Web page code records
+ + + + + + +

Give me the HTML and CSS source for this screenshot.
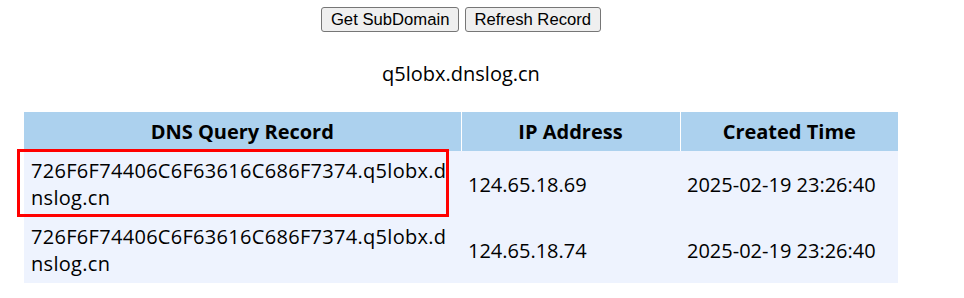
FILE: index.html
```html
<!DOCTYPE html>
<html>
<head>
<meta charset="utf-8">
<link rel="stylesheet" href="styles.css">
</head>
<body>
<div class="page">
  <div class="toolbar">
    <button class="btn">Get SubDomain</button>
    <button class="btn">Refresh Record</button>
  </div>
  <p class="domain">q5lobx.dnslog.cn</p>
  <table class="records">
    <colgroup>
      <col class="col-query">
      <col class="col-ip">
      <col class="col-time">
    </colgroup>
    <thead>
      <tr>
        <th>DNS Query Record</th>
        <th>IP Address</th>
        <th>Created Time</th>
      </tr>
    </thead>
    <tbody>
      <tr>
        <td class="highlighted"><div class="query">726F6F74406C6F63616C686F7374.q5lobx.dnslog.cn</div><span class="mark"></span></td>
        <td>124.65.18.69</td>
        <td>2025-02-19 23:26:40</td>
      </tr>
      <tr>
        <td><div class="query">726F6F74406C6F63616C686F7374.q5lobx.dnslog.cn</div></td>
        <td>124.65.18.74</td>
        <td>2025-02-19 23:26:40</td>
      </tr>
    </tbody>
  </table>
</div>
</body>
</html>
```

FILE: styles.css
```css
html, body {
  margin: 0;
  padding: 0;
  background: #ffffff;
}

body {
  padding: 0 8px;
  font-family: "Open Sans", "Noto Sans", sans-serif;
  color: #000000;
}

.page {
  width: 906px;
  text-align: center;
}

.toolbar {
  padding-top: 7px;
  display: flex;
  justify-content: center;
  gap: 6px;
}

.btn {
  height: 25px;
  padding: 0 8.5px;
  margin: 0;
  font-family: "Liberation Sans", Arial, sans-serif;
  font-size: 16.67px;
  line-height: 23px;
  color: #000000;
  background: #efefef;
  border: 1px solid #767676;
  border-radius: 3px;
}

.domain {
  margin: 28px 0 0 0;
  font-size: 20px;
  line-height: 27px;
}

.records {
  margin: 25px auto 0 auto;
  width: 874px;
  border-collapse: collapse;
  table-layout: fixed;
  font-size: 20px;
  line-height: 27px;
}

.col-query { width: 437px; }
.col-ip { width: 219px; }
.col-time { width: 218px; }

.records th {
  background: #acd1ee;
  font-weight: 700;
  padding: 6px 7px;
  text-align: center;
  border-right: 1px solid #ffffff;
}

.records th:last-child {
  border-right: none;
}

.records td {
  background: #eef3fe;
  padding: 6px 7px;
  text-align: left;
  vertical-align: middle;
}

.query {
  max-width: 421px;
  letter-spacing: 0.3px;
  word-break: break-all;
}

.highlighted {
  position: relative;
}

.mark {
  position: absolute;
  left: -7px;
  top: -2px;
  width: 426px;
  height: 62px;
  border: 3px solid #ff0000;
  pointer-events: none;
}
```
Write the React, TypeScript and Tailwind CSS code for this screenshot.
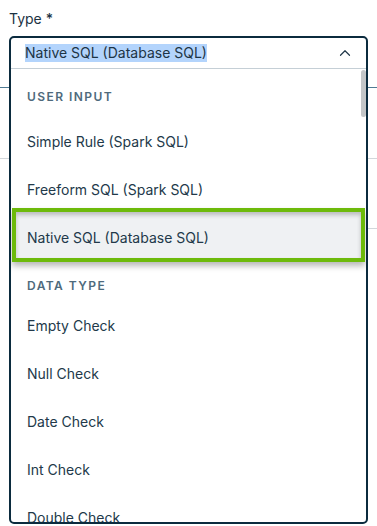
import { ChevronUp } from "lucide-react";

type Option = { kind: "header" | "item"; label: string; selected?: boolean };

const options: Option[] = [
  { kind: "header", label: "User input" },
  { kind: "item", label: "Simple Rule (Spark SQL)" },
  { kind: "item", label: "Freeform SQL (Spark SQL)" },
  { kind: "item", label: "Native SQL (Database SQL)", selected: true },
  { kind: "header", label: "Data type" },
  { kind: "item", label: "Empty Check" },
  { kind: "item", label: "Null Check" },
  { kind: "item", label: "Date Check" },
  { kind: "item", label: "Int Check" },
  { kind: "item", label: "Double Check" },
];

function OptionRow({ option, index }: { option: Option; index: number }) {
  if (option.kind === "header") {
    return (
      <div
        className={
          index === 0
            ? "flex h-[48px] items-start pt-[19px] pl-[16px]"
            : "flex h-[40px] items-start pt-[16px] pl-[16px]"
        }
      >
        <span className="text-[12px] leading-[18px] font-semibold uppercase tracking-[0.12em] text-[#4e6a7c]">
          {option.label}
        </span>
      </div>
    );
  }

  if (option.selected) {
    return (
      <div className="relative z-10 mx-[1px] -mt-[5px] -mb-[1px] flex h-[54px] items-center border-4 border-[#6dba0b] bg-[#eff1f3] pt-[4px] pl-[11px] shadow-[0_4px_6px_rgba(0,0,0,0.28),inset_0_3px_4px_rgba(0,0,0,0.22)]">
        <span className="text-[14px] text-[#22394a]">{option.label}</span>
      </div>
    );
  }

  return (
    <div className="flex h-[48px] items-center pl-[16px]">
      <span className="text-[14px] text-[#22394a]">{option.label}</span>
    </div>
  );
}

export default function App() {
  return (
    <div
      className="relative h-[526px] w-[377px] overflow-hidden bg-white"
      style={{ fontFamily: "Inter, 'Liberation Sans', sans-serif" }}
    >
      <div className="px-[9px] pt-[9px]">
        <p className="text-[14px] leading-[20px] text-[#1b3243]">
          Type <span className="font-medium">*</span>
        </p>
      </div>

      {/* page content underneath the open menu */}
      <div className="mt-[58px] h-px w-full bg-[#4f7a93]" />
      <div className="mt-[70px] h-px w-full bg-[#d2d7db]" />
      <div className="mt-[69px] ml-auto h-px w-[140px] bg-[#d2d7db]" />

      <div className="absolute top-[36px] left-[9px] flex h-[488px] w-[359px] flex-col overflow-hidden rounded-[5px] border-2 border-[#0b2b3e] bg-white">
        <div className="flex h-[31px] shrink-0 items-center justify-between border-b border-[#c5cfd6] pr-[12px] pl-[14px]">
          <span className="bg-[#b3d4fc] text-[14px] leading-[18px] text-[#1d3445]">
            Native SQL (Database SQL)
          </span>
          <ChevronUp size={18} strokeWidth={1.6} className="text-[#22394a]" />
        </div>

        <div className="relative flex-1 overflow-hidden">
          <div className="absolute top-[1px] right-0 h-[47px] w-[5px] rounded-full bg-[#c3c6c8]" />
          {options.map((option, i) => (
            <OptionRow key={option.label} option={option} index={i} />
          ))}
        </div>
      </div>
    </div>
  );
}
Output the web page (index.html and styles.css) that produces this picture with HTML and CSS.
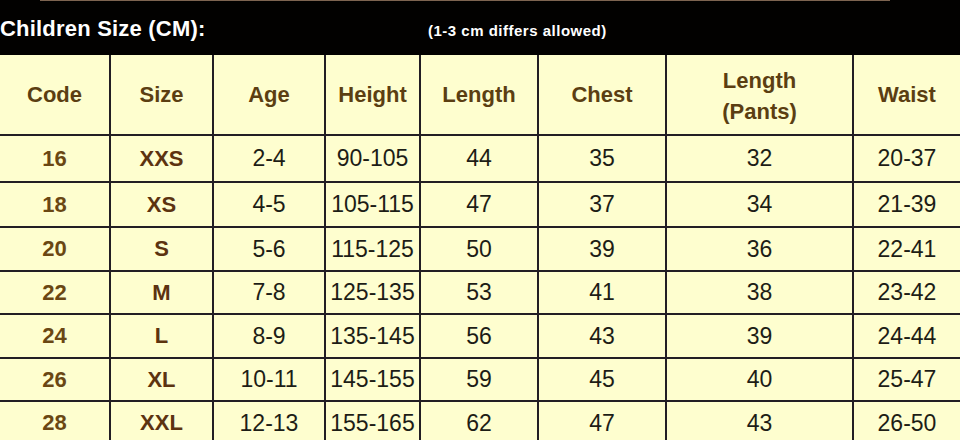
FILE: index.html
```html
<!DOCTYPE html>
<html lang="en">
<head>
<meta charset="utf-8">
<title>Children Size (CM)</title>
<link rel="stylesheet" href="styles.css">
</head>
<body>
<div class="chart">
  <header class="chart-head">
    <div class="head-rule"></div>
    <div class="head-line">
      <h1 class="title">Children Size (CM):</h1>
      <span class="note">(1-3 cm differs allowed)</span>
    </div>
  </header>
  <div class="grid">
    <div class="cell th">Code</div>
    <div class="cell th">Size</div>
    <div class="cell th">Age</div>
    <div class="cell th">Height</div>
    <div class="cell th">Length</div>
    <div class="cell th">Chest</div>
    <div class="cell th two">Length<br>(Pants)</div>
    <div class="cell th">Waist</div>

    <div class="cell code">16</div><div class="cell size">XXS</div><div class="cell">2-4</div><div class="cell">90-105</div><div class="cell">44</div><div class="cell">35</div><div class="cell">32</div><div class="cell">20-37</div>
    <div class="cell code">18</div><div class="cell size">XS</div><div class="cell">4-5</div><div class="cell">105-115</div><div class="cell">47</div><div class="cell">37</div><div class="cell">34</div><div class="cell">21-39</div>
    <div class="cell code">20</div><div class="cell size">S</div><div class="cell">5-6</div><div class="cell">115-125</div><div class="cell">50</div><div class="cell">39</div><div class="cell">36</div><div class="cell">22-41</div>
    <div class="cell code">22</div><div class="cell size">M</div><div class="cell">7-8</div><div class="cell">125-135</div><div class="cell">53</div><div class="cell">41</div><div class="cell">38</div><div class="cell">23-42</div>
    <div class="cell code">24</div><div class="cell size">L</div><div class="cell">8-9</div><div class="cell">135-145</div><div class="cell">56</div><div class="cell">43</div><div class="cell">39</div><div class="cell">24-44</div>
    <div class="cell code">26</div><div class="cell size">XL</div><div class="cell">10-11</div><div class="cell">145-155</div><div class="cell">59</div><div class="cell">45</div><div class="cell">40</div><div class="cell">25-47</div>
    <div class="cell code">28</div><div class="cell size">XXL</div><div class="cell">12-13</div><div class="cell">155-165</div><div class="cell">62</div><div class="cell">47</div><div class="cell">43</div><div class="cell">26-50</div>
  </div>
</div>
</body>
</html>
```
FILE: styles.css
```css
* { box-sizing: border-box; }
html, body {
  margin: 0;
  padding: 0;
  background: #fefecf;
  overflow: hidden;
}
body {
  width: 960px;
  height: 440px;
  font-family: "Liberation Sans", Arial, sans-serif;
}
.chart {
  width: 960px;
  display: flex;
  flex-direction: column;
}
.chart-head {
  background: #020100;
  height: 55px;
  display: flex;
  flex-direction: column;
}
.head-rule {
  height: 1px;
  margin: 0 70px 0 40px;
  background: #7d6450;
}
.head-line {
  flex: 1;
  display: flex;
  align-items: center;
  padding-top: 2px;
}
.title {
  margin: 0;
  width: 428px;
  font-size: 22px;
  font-weight: bold;
  color: #ffffff;
  letter-spacing: 0.2px;
}
.note {
  font-size: 15px;
  font-weight: bold;
  color: #ffffff;
  letter-spacing: 0.5px;
  padding-top: 2px;
}
.grid {
  display: grid;
  grid-template-columns: 109px 101px 110px 93px 116px 126px 185px 106px;
  grid-template-rows: 79px 45px 43px 42px 41px 42px 41px 42px;
  gap: 2px;
  background: #221e24;
}
.cell {
  background: #fefecf;
  display: flex;
  align-items: center;
  justify-content: center;
  text-align: center;
  font-size: 23px;
  color: #1d1d16;
}
.th {
  font-weight: bold;
  font-size: 22px;
  color: #5b3e12;
}
.th.two {
  line-height: 31px;
  padding-top: 2px;
}
.code {
  font-weight: bold;
  font-size: 22px;
  color: #6a4713;
}
.size {
  font-weight: bold;
  font-size: 22px;
  color: #5c3310;
}
```
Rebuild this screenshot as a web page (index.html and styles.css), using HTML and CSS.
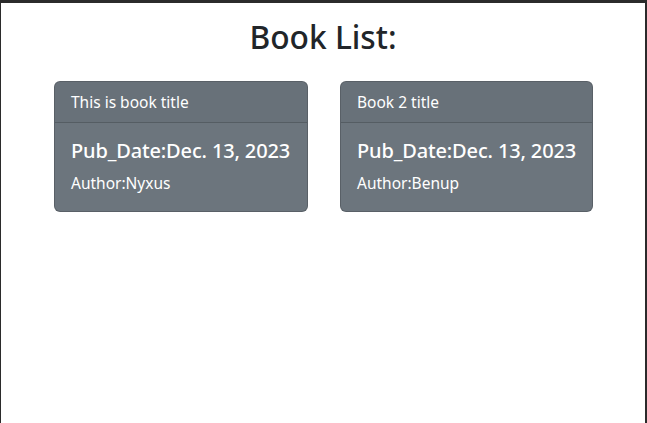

+ + + + + + +

Objective:
Which lines hold the word "screenshot"? Return all of them from the records above.

Solution to this problem:
Give me the HTML and CSS source for this screenshot.
Write the React, TypeScript and Tailwind CSS code for this screenshot.
Rebuild this screenshot as a web page (index.html and styles.css), using HTML and CSS.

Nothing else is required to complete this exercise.